▸ DATA EXTRACT:
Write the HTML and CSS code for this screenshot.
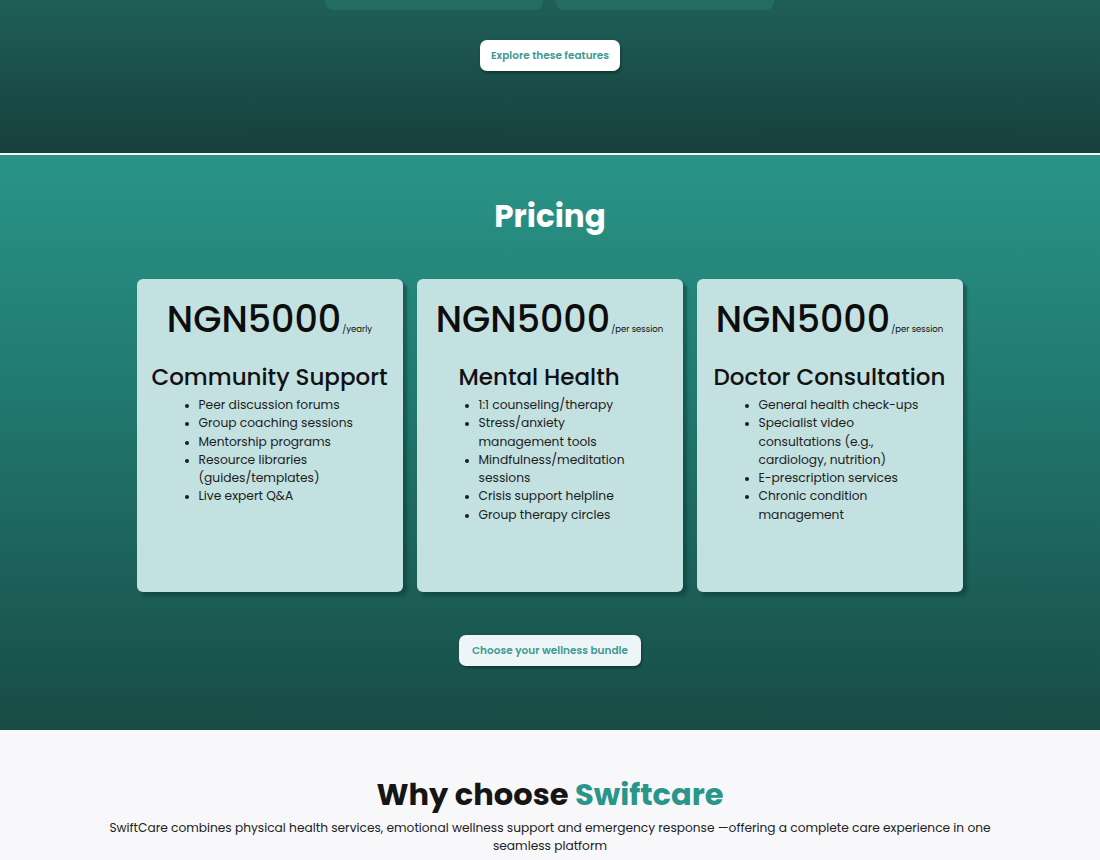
FILE: index.html
```html
<!DOCTYPE html>
<html lang="en">
<head>
<meta charset="utf-8">
<title>SwiftCare</title>
<link rel="stylesheet" href="styles.css">
</head>
<body>
<section class="features">
  <div class="feature-tails">
    <div class="tail"></div>
    <div class="tail"></div>
  </div>
  <a class="btn btn-white" href="#">Explore these features</a>
</section>
<div class="divider"></div>
<section class="pricing">
  <h2 class="pricing-title">Pricing</h2>
  <div class="plans">
    <div class="plan">
      <div class="price">NGN5000<span class="per">/yearly</span></div>
      <h3 class="plan-name">Community Support</h3>
      <ul class="plan-list">
        <li>Peer discussion forums</li>
        <li>Group coaching sessions</li>
        <li>Mentorship programs</li>
        <li>Resource libraries (guides/templates)</li>
        <li>Live expert Q&amp;A</li>
      </ul>
    </div>
    <div class="plan">
      <div class="price">NGN5000<span class="per">/per session</span></div>
      <h3 class="plan-name plan-name-left">Mental Health</h3>
      <ul class="plan-list">
        <li>1:1 counseling/therapy</li>
        <li>Stress/anxiety management tools</li>
        <li>Mindfulness/meditation sessions</li>
        <li>Crisis support helpline</li>
        <li>Group therapy circles</li>
      </ul>
    </div>
    <div class="plan">
      <div class="price">NGN5000<span class="per">/per session</span></div>
      <h3 class="plan-name">Doctor Consultation</h3>
      <ul class="plan-list">
        <li>General health check-ups</li>
        <li>Specialist video consultations (e.g., cardiology, nutrition)</li>
        <li>E-prescription services</li>
        <li>Chronic condition management</li>
      </ul>
    </div>
  </div>
  <a class="btn btn-light" href="#">Choose your wellness bundle</a>
</section>
<section class="why">
  <h2 class="why-title">Why choose <span class="accent">Swiftcare</span></h2>
  <p class="why-text">SwiftCare combines physical health services, emotional wellness support and emergency response —offering a complete care experience in one seamless platform</p>
</section>
</body>
</html>
```

FILE: styles.css
```css
* { box-sizing: border-box; }
html, body { margin: 0; padding: 0; }
body {
  font-family: "Poppins", "Inter", "Noto Sans", sans-serif;
  background: #f8f7fa;
  color: #111;
}

.features {
  height: 152px;
  background: linear-gradient(180deg, #1f5f58 0%, #163f3d 100%);
  display: flex;
  flex-direction: column;
  align-items: center;
}
.feature-tails {
  display: flex;
  gap: 13px;
  margin-left: -1px;
}
.tail {
  width: 218px;
  height: 10px;
  background: #236c63;
  border-radius: 0 0 8px 8px;
}
.btn {
  display: inline-block;
  text-decoration: none;
  font-weight: 600;
  font-size: 10.5px;
  color: #3d9a92;
  border-radius: 7px;
  height: 31px;
  line-height: 31px;
  padding: 0 11px;
  box-shadow: 1px 2px 3px rgba(0,0,0,0.35);
}
.btn-white {
  background: #ffffff;
  margin-top: 30px;
}
.divider {
  height: 3px;
  background: #f3fbfa;
  border-top: 1px solid #14403c;
}

.pricing {
  height: 575px;
  background: linear-gradient(180deg, #2a9488 0%, #217a70 40%, #184b46 100%);
  display: flex;
  flex-direction: column;
  align-items: center;
}
.pricing-title {
  margin: 41px 0 0;
  font-size: 31px;
  font-weight: 700;
  color: #ffffff;
  line-height: 40px;
}
.plans {
  display: flex;
  gap: 14px;
  margin-top: 43px;
  margin-left: -1px;
}
.plan {
  width: 266px;
  height: 313px;
  background: #c2e1e0;
  border-radius: 6px;
  box-shadow: 4px 4px 3px rgba(12, 60, 56, 0.55);
  padding: 19px 0 0;
}
.price {
  text-align: center;
  font-size: 36.5px;
  font-weight: 500;
  line-height: 44px;
  color: #0d0d0d;
  white-space: nowrap;
}
.per {
  font-size: 8.5px;
  font-weight: 400;
  margin-left: 1px;
}
.plan-name {
  margin: 12px 0 0;
  padding: 0;
  text-align: center;
  font-size: 23px;
  font-weight: 500;
  line-height: 28px;
  color: #111;
  white-space: nowrap;
}
.plan-name-left {
  text-align: left;
  padding-left: 42px;
}
.plan-list {
  margin: 5px 0 0;
  padding: 0 40px 0 62px;
  font-size: 12.25px;
  line-height: 18.3px;
  color: #1d1d1d;
}
.plan-list li::marker { font-size: 10px; }

.btn-light {
  background: #eef5f8;
  margin-top: 43px;
  padding: 0 13px;
}

.why {
  height: 130px;
  background: #f8f7fa;
  text-align: center;
  padding-top: 46px;
}
.why-title {
  margin: 0;
  font-size: 30.5px;
  font-weight: 700;
  line-height: 38px;
  color: #151515;
}
.accent { color: #2a958a; }
.why-text {
  margin: 5px auto 0;
  width: 900px;
  font-size: 12.2px;
  line-height: 17.5px;
  color: #222;
}
```
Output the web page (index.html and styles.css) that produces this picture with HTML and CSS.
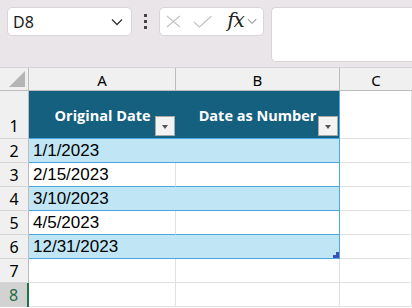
FILE: index.html
```html
<!DOCTYPE html>
<html lang="en">
<head>
  <meta charset="UTF-8" />
  <title>Sheet</title>
  <link rel="stylesheet" href="styles.css">
</head>
<body>
  <!-- Barra da fórmula -->
  <div class="toolbar">
    <div class="name-box">
      <span>D8</span>
      <svg class="chev" width="12" height="8" viewBox="0 0 12 8"><path d="M1 1.5 L6 6.5 L11 1.5" fill="none" stroke="#333" stroke-width="1.3"/></svg>
    </div>
    <div class="dots"><i></i><i></i><i></i></div>
    <div class="fx-box">
      <svg width="16" height="13" viewBox="0 0 16 13"><path d="M1 0.5 L15 12.5 M15 0.5 L1 12.5" stroke="#c4c4c4" stroke-width="1.3" fill="none"/></svg>
      <svg class="ok" width="21" height="13" viewBox="0 0 21 13"><path d="M1 7 L7 12.5 L20 0.5" stroke="#c4c4c4" stroke-width="1.3" fill="none"/></svg>
      <span class="fx">fx</span>
      <svg width="11" height="7" viewBox="0 0 11 7"><path d="M1 1 L5.5 5.5 L10 1" fill="none" stroke="#999" stroke-width="1.1"/></svg>
    </div>
    <div class="formula"></div>
  </div>

  <!-- Grade da planilha -->
  <div class="sheet">
    <div class="corner"><span></span></div>
    <div class="col-head">A</div>
    <div class="col-head">B</div>
    <div class="col-head last">C</div>

    <div class="row-head tall">1</div>
    <div class="th">Original Date<button class="filter"></button></div>
    <div class="th edge">Date as Number<button class="filter"></button></div>
    <div class="cell"></div>

    <div class="row-head">2</div>
    <div class="td band">1/1/2023</div>
    <div class="td band edge"></div>
    <div class="cell"></div>

    <div class="row-head">3</div>
    <div class="td split">2/15/2023</div>
    <div class="td edge"></div>
    <div class="cell"></div>

    <div class="row-head">4</div>
    <div class="td band">3/10/2023</div>
    <div class="td band edge"></div>
    <div class="cell"></div>

    <div class="row-head">5</div>
    <div class="td split">4/5/2023</div>
    <div class="td edge"></div>
    <div class="cell"></div>

    <div class="row-head">6</div>
    <div class="td band">12/31/2023</div>
    <div class="td band edge end"><span class="handle"></span></div>
    <div class="cell"></div>

    <div class="row-head">7</div>
    <div class="cell"></div>
    <div class="cell"></div>
    <div class="cell"></div>

    <div class="row-head active">8</div>
    <div class="cell"></div>
    <div class="cell"></div>
    <div class="cell"></div>
  </div>
</body>
</html>
```

FILE: styles.css
```css
body {
  margin: 0;
  width: 412px;
  height: 308px;
  overflow: hidden;
  background: #fff;
  font-family: "Liberation Sans", Arial, sans-serif;
}

/* Barra de cima */
.toolbar {
  height: 68px;
  background: #e9e5e9;
  border-bottom: 1px solid #d6d2d6;
  display: flex;
  align-items: flex-start;
  padding: 7px 0 0 7px;
  box-sizing: border-box;
}

.name-box {
  width: 125px;
  height: 29px;
  box-sizing: border-box;
  background: #fff;
  border: 1px solid #d8d4d8;
  border-radius: 5px;
  display: flex;
  align-items: center;
  justify-content: space-between;
  padding: 0 8px 0 5px;
  font-family: "Noto Sans", sans-serif;
  font-size: 16px;
  color: #1a1a1a;
}

.dots {
  width: 27px;
  height: 29px;
  display: flex;
  flex-direction: column;
  align-items: center;
  justify-content: center;
  gap: 3px;
}
.dots i {
  width: 3px;
  height: 3px;
  background: #444;
}

.fx-box {
  width: 105px;
  height: 29px;
  box-sizing: border-box;
  background: #fff;
  border: 1px solid #d8d4d8;
  border-radius: 5px;
  display: flex;
  align-items: center;
  padding: 0 6px 0 6px;
}
.fx-box .ok {
  margin-left: 12px;
}
.fx {
  font-family: "DejaVu Serif", "Liberation Serif", serif;
  font-style: italic;
  font-size: 20px;
  color: #222;
  margin: 0 3px 3px 15px;
  letter-spacing: -1px;
}

.formula {
  flex: 1;
  height: 53px;
  margin-left: 7px;
  background: #fff;
  border: 1px solid #d8d4d8;
  border-right: none;
  border-radius: 5px 0 0 5px;
}

/* Grade */
.sheet {
  display: grid;
  grid-template-columns: 29px 147px 164px 1fr;
  grid-template-rows: 23px 48px repeat(7, 24px);
  font-size: 17px;
  color: #000;
}

.corner {
  background: #f0f0f0;
  border-right: 1px solid #bcbcbc;
  border-bottom: 1px solid #bcbcbc;
  position: relative;
}
.corner span {
  position: absolute;
  right: 3px;
  bottom: 3px;
  width: 0;
  height: 0;
  border-left: 16px solid transparent;
  border-bottom: 16px solid #b5b5b5;
}

.col-head {
  background: #f0f0f0;
  border-right: 1px solid #bcbcbc;
  border-bottom: 1px solid #bcbcbc;
  display: flex;
  align-items: center;
  justify-content: center;
  font-family: "Noto Sans", sans-serif;
  font-size: 15px;
  padding-top: 2px;
  box-sizing: border-box;
}
.col-head.last {
  border-right: none;
}

.row-head {
  background: #f0f0f0;
  border-right: 1px solid #bcbcbc;
  border-bottom: 1px solid #d6d6d6;
  display: flex;
  align-items: center;
  justify-content: center;
  font-family: "Noto Sans", sans-serif;
  font-size: 16px;
}
.row-head.tall {
  align-items: flex-end;
  padding-bottom: 1px;
}
.row-head.active {
  background: #d2d2d2;
  color: #1f6b45;
  border-right: 2px solid #217346;
  border-bottom: none;
}

.cell {
  border-right: 1px solid #e1e1e1;
  border-bottom: 1px solid #e1e1e1;
}

/* Tabela */
.th {
  background: #155f7f;
  color: #fff;
  font-family: "Open Sans", sans-serif;
  font-weight: bold;
  font-size: 14.5px;
  display: flex;
  align-items: center;
  justify-content: center;
  position: relative;
  border-bottom: 1px solid #4aa8e0;
  padding-top: 2px;
  box-sizing: border-box;
}

.filter {
  position: absolute;
  right: 1px;
  bottom: 2px;
  width: 20px;
  height: 20px;
  padding: 0;
  background: #f3f3f3;
  border: 1px solid #a9a9a9;
}
.filter::after {
  content: "";
  position: absolute;
  left: 6px;
  top: 8px;
  border-left: 3.5px solid transparent;
  border-right: 3.5px solid transparent;
  border-top: 4px solid #555;
}

.td {
  border-bottom: 1px solid #4aa8e0;
  display: flex;
  align-items: center;
  padding-left: 4px;
  box-sizing: border-box;
  position: relative;
}
.td.band {
  background: #c0e6f5;
}
.td.split {
  border-right: 1px solid #e1e1e1;
}
.edge {
  border-right: 1px solid #4aa8e0;
}

.handle {
  position: absolute;
  right: 0;
  bottom: 0;
  width: 6px;
  height: 6px;
  background: #3f51b5;
  clip-path: polygon(50% 0, 100% 0, 100% 100%, 0 100%, 0 50%, 50% 50%);
}
```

▸ STATED GOAL:
Identify the lines in the entries that hold "styles" and return each one.

▸ WRITTEN ANSWER:
<link rel="stylesheet" href="styles.css">
FILE: styles.css
Output the web page (index.html and styles.css) that produces this picture with HTML and CSS.
  <link rel="stylesheet" href="styles.css">
FILE: styles.css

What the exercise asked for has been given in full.